Unlike John Swinney's budget, this is a 5/10 job and a little honesty about that would go a long way in convincing me your not just yet nother Party Apparatchik.

John

Calum Cashley said...

John, you're still as wrong as you were when you were posting anonymously. Who knows, one day you might even use your own name.

All the documents are there for people to read - I'm willing to let everyone make up their own minds.

For the record, you are right on one thing - I do believe that Labour was bad for Edinburgh and that the SNP is good for Edinburgh. The evidence would seem to suggest that I am right.

I offer, as an example, unallocated resources reserves which Labour robbed year after year because Labour councillors couldn't balance a budget. That resource was down to £37,000 when Labour was horsed out of office.

Considering that the minimum payment by the council to offset Belwin should there be a flood would be around £1.2million, that's not very good protection for the citizens in the line of fire, is it? I'm sure other people can also think of instances where £37,000 is a dangerously ridiculous amount for a council the size of Edinburgh to hold as a reserve - the excess on insurance for school buildings, for example.

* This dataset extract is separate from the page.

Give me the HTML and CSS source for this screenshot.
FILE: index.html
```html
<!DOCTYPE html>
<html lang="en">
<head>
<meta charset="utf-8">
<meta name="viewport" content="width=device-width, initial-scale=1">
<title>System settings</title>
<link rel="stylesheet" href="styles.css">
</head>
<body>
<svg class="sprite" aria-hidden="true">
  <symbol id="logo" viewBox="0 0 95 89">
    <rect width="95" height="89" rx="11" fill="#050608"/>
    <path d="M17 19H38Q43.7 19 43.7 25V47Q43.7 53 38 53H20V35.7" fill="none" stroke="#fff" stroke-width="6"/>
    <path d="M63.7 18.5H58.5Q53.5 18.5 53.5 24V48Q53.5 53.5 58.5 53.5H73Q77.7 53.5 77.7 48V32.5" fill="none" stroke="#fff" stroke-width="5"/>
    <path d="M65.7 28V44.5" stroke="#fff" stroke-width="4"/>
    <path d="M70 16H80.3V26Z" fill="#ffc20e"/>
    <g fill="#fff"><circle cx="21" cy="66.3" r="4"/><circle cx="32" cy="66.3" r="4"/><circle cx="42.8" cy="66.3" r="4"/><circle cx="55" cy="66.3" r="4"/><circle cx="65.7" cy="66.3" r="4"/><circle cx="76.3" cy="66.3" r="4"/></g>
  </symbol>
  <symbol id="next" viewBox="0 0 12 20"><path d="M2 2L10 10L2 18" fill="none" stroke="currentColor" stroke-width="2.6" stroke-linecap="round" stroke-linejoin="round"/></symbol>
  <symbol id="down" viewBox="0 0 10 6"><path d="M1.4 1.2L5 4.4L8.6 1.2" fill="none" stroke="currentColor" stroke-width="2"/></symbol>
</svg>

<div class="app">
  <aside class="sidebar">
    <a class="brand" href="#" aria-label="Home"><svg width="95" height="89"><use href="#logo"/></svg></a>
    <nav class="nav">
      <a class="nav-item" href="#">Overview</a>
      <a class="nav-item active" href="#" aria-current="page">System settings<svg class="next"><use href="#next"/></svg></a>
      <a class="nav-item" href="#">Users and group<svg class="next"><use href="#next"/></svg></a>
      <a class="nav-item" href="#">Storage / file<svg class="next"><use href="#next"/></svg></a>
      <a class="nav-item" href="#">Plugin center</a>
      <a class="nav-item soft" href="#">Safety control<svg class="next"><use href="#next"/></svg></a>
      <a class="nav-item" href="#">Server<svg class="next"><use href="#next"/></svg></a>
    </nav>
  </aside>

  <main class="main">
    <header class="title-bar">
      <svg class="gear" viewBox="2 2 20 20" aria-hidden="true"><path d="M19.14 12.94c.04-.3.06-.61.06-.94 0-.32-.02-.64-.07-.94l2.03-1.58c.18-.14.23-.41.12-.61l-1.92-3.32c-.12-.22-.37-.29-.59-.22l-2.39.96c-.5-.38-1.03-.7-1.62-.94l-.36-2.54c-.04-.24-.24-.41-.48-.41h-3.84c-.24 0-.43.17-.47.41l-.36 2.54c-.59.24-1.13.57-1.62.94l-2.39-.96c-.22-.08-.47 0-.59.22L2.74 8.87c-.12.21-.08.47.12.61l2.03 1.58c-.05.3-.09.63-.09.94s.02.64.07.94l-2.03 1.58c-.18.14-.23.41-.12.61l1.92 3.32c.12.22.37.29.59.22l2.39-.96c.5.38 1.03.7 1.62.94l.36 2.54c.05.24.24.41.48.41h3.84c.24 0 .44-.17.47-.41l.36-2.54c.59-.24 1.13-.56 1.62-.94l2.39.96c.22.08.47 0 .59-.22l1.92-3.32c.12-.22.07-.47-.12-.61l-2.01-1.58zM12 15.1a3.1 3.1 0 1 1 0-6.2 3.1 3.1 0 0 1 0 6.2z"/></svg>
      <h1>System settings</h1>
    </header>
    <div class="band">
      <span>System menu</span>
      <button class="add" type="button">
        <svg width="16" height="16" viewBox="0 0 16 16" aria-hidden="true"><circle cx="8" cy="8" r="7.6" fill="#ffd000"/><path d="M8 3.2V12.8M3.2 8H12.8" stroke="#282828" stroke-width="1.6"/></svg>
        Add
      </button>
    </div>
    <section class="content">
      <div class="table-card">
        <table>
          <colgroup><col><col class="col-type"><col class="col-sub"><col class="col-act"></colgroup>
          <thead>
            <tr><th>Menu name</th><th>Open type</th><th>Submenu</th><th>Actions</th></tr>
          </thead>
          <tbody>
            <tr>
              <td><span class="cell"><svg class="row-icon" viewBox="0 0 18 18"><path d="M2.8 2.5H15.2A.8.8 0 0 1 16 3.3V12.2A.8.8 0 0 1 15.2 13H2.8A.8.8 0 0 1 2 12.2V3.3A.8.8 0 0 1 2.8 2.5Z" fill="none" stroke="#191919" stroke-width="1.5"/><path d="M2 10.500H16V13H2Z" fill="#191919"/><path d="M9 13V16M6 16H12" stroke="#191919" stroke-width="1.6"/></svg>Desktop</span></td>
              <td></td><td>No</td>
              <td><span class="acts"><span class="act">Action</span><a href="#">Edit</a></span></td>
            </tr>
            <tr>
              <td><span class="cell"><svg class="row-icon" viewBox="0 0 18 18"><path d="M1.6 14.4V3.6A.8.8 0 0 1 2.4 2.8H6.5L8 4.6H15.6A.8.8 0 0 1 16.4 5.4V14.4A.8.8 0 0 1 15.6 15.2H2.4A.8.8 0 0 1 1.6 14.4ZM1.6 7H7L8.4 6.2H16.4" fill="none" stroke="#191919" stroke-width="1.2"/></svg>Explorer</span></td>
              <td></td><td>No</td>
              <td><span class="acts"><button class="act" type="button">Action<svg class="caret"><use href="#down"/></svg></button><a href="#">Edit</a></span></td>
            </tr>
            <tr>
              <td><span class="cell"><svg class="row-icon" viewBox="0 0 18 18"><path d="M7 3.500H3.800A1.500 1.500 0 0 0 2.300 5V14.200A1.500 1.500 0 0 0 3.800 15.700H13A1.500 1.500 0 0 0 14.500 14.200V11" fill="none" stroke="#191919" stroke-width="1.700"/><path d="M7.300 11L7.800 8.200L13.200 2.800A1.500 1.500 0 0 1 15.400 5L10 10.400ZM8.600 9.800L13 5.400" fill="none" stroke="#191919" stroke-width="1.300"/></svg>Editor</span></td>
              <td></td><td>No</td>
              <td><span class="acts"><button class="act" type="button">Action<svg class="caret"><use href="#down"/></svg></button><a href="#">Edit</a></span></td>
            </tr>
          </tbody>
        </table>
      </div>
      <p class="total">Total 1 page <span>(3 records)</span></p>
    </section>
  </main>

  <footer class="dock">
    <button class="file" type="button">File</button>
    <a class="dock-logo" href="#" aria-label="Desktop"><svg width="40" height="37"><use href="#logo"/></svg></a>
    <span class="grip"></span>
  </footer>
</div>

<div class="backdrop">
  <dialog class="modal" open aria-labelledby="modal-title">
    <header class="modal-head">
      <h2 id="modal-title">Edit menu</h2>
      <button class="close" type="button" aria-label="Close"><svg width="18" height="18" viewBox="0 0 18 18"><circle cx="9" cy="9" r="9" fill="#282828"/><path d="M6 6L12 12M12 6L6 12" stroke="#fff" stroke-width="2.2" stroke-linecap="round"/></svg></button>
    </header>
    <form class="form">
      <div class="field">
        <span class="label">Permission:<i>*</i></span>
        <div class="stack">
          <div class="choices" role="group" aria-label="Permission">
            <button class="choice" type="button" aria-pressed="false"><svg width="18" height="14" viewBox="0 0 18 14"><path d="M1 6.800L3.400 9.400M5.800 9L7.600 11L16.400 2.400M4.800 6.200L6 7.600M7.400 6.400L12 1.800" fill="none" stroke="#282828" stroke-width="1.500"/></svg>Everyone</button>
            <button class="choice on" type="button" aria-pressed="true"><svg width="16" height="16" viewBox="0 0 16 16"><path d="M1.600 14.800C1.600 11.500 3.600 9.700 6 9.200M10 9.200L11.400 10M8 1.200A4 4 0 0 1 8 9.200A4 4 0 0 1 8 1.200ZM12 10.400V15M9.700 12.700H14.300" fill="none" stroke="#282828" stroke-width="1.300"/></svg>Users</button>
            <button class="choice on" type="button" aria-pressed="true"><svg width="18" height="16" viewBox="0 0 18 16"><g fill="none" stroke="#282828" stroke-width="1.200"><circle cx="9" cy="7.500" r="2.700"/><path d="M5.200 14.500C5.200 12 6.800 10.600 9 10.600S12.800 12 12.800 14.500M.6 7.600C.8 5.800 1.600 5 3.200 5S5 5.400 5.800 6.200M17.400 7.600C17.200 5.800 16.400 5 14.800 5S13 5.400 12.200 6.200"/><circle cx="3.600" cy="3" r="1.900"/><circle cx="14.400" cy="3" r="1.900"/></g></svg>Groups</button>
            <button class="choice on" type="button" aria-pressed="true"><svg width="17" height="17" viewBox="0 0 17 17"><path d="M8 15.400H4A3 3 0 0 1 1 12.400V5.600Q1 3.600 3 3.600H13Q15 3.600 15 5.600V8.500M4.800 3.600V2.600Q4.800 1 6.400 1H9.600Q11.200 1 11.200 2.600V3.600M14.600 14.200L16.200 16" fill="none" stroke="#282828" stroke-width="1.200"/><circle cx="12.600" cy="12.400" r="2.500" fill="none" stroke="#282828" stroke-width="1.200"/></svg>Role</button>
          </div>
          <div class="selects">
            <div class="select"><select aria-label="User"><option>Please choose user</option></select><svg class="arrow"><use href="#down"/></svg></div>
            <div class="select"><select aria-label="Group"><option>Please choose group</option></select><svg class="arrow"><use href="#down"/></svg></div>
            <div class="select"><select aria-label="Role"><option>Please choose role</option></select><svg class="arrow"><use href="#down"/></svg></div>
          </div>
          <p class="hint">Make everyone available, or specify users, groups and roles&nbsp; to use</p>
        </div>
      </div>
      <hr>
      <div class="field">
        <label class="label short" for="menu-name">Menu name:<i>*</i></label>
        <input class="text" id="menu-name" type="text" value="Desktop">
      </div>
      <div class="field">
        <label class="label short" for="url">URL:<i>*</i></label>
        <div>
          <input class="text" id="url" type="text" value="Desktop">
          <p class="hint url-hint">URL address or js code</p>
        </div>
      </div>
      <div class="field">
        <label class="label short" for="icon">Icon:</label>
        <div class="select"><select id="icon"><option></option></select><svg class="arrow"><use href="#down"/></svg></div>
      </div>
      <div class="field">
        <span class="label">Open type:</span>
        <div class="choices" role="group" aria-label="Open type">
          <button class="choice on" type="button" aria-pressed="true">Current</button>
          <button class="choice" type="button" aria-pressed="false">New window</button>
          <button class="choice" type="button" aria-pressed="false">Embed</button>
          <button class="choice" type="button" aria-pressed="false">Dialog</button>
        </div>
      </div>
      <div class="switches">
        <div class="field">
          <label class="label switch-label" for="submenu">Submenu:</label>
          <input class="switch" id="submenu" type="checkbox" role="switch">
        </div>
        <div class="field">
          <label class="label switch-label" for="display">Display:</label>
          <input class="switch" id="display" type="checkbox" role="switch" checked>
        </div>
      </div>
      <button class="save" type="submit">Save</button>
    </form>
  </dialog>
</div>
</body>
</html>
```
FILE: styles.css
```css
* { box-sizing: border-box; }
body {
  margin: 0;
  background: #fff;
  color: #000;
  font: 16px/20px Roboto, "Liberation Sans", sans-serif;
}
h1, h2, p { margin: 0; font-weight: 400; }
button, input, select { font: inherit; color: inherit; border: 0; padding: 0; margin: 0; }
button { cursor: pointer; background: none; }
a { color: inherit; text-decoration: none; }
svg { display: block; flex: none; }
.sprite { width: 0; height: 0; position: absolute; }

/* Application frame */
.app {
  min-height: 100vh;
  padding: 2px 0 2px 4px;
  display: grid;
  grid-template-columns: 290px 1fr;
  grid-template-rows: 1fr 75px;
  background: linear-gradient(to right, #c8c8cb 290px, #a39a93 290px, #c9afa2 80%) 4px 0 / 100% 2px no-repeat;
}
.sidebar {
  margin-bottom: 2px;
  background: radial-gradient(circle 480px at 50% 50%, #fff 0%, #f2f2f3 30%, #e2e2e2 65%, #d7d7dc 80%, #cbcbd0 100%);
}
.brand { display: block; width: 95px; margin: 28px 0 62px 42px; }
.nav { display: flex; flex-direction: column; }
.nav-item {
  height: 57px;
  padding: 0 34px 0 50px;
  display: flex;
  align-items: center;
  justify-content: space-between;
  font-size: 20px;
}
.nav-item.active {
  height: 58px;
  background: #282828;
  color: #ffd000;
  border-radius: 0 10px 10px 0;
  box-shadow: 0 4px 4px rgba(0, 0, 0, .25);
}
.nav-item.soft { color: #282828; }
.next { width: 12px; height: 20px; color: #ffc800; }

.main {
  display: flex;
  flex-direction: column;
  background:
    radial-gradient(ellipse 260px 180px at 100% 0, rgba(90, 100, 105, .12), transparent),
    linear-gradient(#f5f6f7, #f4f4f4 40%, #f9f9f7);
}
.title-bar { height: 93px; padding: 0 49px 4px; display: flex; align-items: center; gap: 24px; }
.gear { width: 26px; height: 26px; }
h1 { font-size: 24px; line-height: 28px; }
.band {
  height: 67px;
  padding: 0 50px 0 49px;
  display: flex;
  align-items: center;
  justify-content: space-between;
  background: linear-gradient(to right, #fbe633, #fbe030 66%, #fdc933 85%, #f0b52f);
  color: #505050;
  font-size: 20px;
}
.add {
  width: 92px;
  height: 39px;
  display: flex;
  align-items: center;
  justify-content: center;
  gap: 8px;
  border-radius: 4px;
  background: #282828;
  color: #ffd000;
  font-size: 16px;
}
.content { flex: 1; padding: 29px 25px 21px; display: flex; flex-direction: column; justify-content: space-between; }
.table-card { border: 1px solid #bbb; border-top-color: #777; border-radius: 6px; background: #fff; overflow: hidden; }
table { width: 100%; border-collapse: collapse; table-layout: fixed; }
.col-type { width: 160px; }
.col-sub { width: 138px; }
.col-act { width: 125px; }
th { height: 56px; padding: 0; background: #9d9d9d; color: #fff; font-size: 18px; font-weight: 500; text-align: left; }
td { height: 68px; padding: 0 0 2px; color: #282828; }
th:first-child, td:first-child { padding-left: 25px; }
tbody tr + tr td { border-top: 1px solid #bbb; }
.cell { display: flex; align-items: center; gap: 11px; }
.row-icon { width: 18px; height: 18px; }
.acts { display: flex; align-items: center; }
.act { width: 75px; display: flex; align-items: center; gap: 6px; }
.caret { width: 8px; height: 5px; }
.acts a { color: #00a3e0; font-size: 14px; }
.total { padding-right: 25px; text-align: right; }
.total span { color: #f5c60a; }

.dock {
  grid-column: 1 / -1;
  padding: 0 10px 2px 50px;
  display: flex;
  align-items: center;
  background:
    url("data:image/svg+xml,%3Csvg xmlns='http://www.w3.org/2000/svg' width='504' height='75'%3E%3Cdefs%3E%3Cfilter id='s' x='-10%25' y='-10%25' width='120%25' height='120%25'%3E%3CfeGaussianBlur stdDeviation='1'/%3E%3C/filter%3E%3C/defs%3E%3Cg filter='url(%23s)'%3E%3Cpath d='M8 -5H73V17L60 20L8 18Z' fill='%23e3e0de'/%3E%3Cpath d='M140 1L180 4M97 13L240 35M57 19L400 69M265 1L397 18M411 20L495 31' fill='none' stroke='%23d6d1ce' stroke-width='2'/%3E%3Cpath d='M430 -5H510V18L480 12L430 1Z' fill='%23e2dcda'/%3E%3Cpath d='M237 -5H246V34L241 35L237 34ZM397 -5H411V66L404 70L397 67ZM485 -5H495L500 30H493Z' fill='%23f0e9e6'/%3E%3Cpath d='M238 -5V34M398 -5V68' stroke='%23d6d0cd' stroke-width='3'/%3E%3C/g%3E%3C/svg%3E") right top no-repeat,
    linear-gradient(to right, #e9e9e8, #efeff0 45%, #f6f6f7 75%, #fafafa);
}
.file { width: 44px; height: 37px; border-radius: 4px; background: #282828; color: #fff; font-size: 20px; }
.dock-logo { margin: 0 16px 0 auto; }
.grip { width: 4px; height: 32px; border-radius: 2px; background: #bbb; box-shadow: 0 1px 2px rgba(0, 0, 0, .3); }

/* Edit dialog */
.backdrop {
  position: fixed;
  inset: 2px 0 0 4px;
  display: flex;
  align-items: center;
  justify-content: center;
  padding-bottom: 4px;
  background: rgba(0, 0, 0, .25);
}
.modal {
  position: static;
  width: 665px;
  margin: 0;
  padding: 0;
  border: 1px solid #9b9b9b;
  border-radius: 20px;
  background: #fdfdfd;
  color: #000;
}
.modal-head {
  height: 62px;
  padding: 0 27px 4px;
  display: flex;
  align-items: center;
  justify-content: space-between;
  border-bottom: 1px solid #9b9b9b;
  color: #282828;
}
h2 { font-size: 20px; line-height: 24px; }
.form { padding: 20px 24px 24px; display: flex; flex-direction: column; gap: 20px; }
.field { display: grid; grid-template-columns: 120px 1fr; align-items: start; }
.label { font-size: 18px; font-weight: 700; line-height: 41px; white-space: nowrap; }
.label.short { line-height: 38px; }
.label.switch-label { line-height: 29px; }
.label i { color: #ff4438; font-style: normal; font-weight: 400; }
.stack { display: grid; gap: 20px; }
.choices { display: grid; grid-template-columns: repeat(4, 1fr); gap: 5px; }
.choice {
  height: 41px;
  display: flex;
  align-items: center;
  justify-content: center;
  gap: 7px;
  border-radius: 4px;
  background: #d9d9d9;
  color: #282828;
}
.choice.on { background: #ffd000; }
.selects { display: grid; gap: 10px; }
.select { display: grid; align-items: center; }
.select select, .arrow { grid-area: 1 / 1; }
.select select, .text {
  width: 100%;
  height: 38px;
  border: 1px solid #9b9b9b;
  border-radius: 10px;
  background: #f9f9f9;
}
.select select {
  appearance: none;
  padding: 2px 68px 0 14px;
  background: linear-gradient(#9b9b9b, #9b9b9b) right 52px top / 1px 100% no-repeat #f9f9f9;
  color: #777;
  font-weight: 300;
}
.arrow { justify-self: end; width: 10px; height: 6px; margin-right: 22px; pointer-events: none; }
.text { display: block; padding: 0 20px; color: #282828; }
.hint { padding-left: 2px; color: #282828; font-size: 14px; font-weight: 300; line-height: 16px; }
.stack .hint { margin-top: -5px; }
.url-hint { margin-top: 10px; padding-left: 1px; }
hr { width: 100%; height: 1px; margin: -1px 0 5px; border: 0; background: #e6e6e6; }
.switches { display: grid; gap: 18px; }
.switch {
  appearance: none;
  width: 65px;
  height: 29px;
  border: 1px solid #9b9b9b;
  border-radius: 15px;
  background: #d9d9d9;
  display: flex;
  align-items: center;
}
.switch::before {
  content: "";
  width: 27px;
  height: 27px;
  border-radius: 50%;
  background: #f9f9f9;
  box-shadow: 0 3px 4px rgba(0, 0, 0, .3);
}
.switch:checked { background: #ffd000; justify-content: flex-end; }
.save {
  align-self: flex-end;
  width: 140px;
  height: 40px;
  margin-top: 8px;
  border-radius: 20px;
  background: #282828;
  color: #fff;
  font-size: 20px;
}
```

Yes, LAbour was bad for Edinburgh, the SNP is good for Edinburgh, and it is to the benefit of our capital city that Labour has gone from office and is unlikely to return in the near or medium term.

John said...

Calum

Okay, okay - you have now duly convinced me that you are just yet another Party Apparatchik: shame really.

John

John said...

Calum

- forgot to say, the Council Reserves were not 'robbed' (can't believe you used that word - says it all really don't you think?) but over £20million was taken out to go towards the Equal Pay Settlement Bill. All parties supported that at the time, including a certain Councillor Cardownie.